What Have We Learned This Past Month?
As a result of faculty and student presentations, including from Carrie Goldman, author of Bullied: What Every Parent, Teacher and Kid Needs to Know About Ending the Cycle of Fear (a 2013 Gold Winner of National Parenting Publications Award), I would like to offer a few compelling big-picture thoughts that Carrie Goldman makes. I encourage you to review these points with your kids at home just as we are telling them here at school:
- Teasing: Teasing is actually good-natured, and it occurs when the teaser and the target of the teasing are both laughing and having fun.
- Taunting: Taunting happens when the teaser is having fun, but the target is feeling hurt, embarrassed, angry, or scared (never tease about personal attributes such as one’s family, one’s weight, one’s religion, one’s race or ethnicity, or one’s socio-economic status).
- “Just Kidding:” We need to teach and empower our children to respond to teasers who say “just kidding:” “Kidding means we are both having fun. Now that you know I am not laughing, if you are really just kidding, then you won’t do it again.” Should the “just kidding” statements continue, kids can say “You already know I don’t think it’s funny. You are trying to hurt me on purpose, and it’s not okay.”
- Bullying: It has three attributes: a) it is repetitive; b) it is unwanted, as in NOT Kidding, and c) it involves a power imbalance (many kids versus a minority of one or a few kids, age differential, etc.). A key indicator of bullying is fear.
- Forms of Bullying: Verbal (taunts), physical (shoving, hitting), relational (exclusion, ostracism, rumors), material (destroying or stealing belongings), hate-motivated (slurs, bias-based), and cyber-digital (anything using the phone or computer).
- Being Different: Research shows that those with differences are likelier targets. Examples include racial and ethnic minorities, kids with larger body sizes, kids with physical or mental disabilities, kids with brain differences such as neurodivergence, autism, ADHD, or sensor processing differences, or kids who are bisexual, gay, lesbian, transgender.
- Victim Blaming: Groups reporting that a target is “too sensitive” or is “provoking others” imply that it is only the target who needs to change. If, however, the group accepts that addressing the situation includes the aggressors and the bystanders, then everyone needs to learn how to change, which is more work.
- Affirmation: Bullying or being mistreated does not happen because a child is flawed – it is happening because other people are choosing to be mean.
- Social Conflict versus Bullying: Social Conflict is about something external (e.g. kids fighting over a video game) and neither child fears serious ramifications (e.g. being excluded from a social group). Bullying involves an attack on someone’s internal identity (e.g. “You are ugly” or “You are worthless).” In cases of social conflict, parents and teachers should avoid swooping in and fixing things, but rather offer solutions or facilitate conversations. It is important that kids talk face-to-face to work on resolving the conflict. When social conflict remains unresolved, it can turn into bullying.
- Consequences: When bullying occurs, the most effective consequence is to teach kids about appropriate social competencies – more effective than punishing.

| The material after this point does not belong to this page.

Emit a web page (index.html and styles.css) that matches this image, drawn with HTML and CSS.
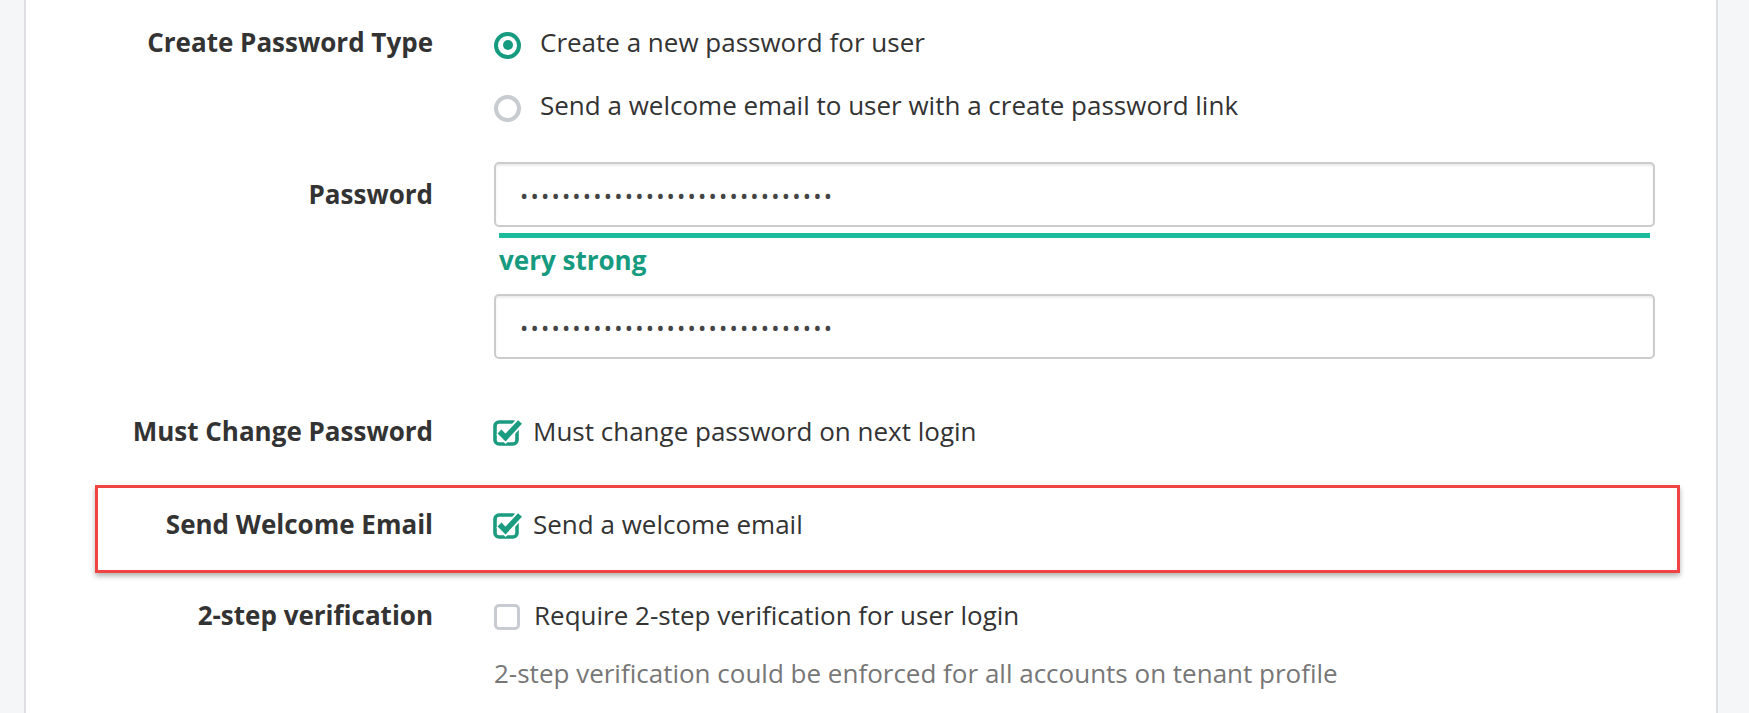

These social competencies are empathy, compassion, and conflict resolution.
- Cyberbullying: The conflict escalates online due to the following: a) Funny or sarcastic messages get misinterpreted, b) Cyberbullying escalates quickly (sometimes on simultaneous but different channels), making it difficult to sort out accountability, c) kids who may not target in-person or kids who do not fight back in-person are more likely to do so online, and d) conflict turns into drama as social media turns someone’s private pain into public entertainment.
- Snitching: There is a profound difference between getting someone into trouble as opposed to getting someone out of trouble. Getting others into trouble usually applies to situations in which nobody is in danger and nobody's getting hurt. Getting others out of trouble implies that someone is in danger or at risk of harm. Kids often stay silent as they do not want to be labeled as a snitch.
Again, I look forward to seeing you on Wednesday, November 15, to talk about social conflict and bullying. One disclaimer: This meeting is not the forum in which individual and personal situations will be addressed. If that is the case, please contact your child’s Klassenleiter*in or me personally at your earliest convenience.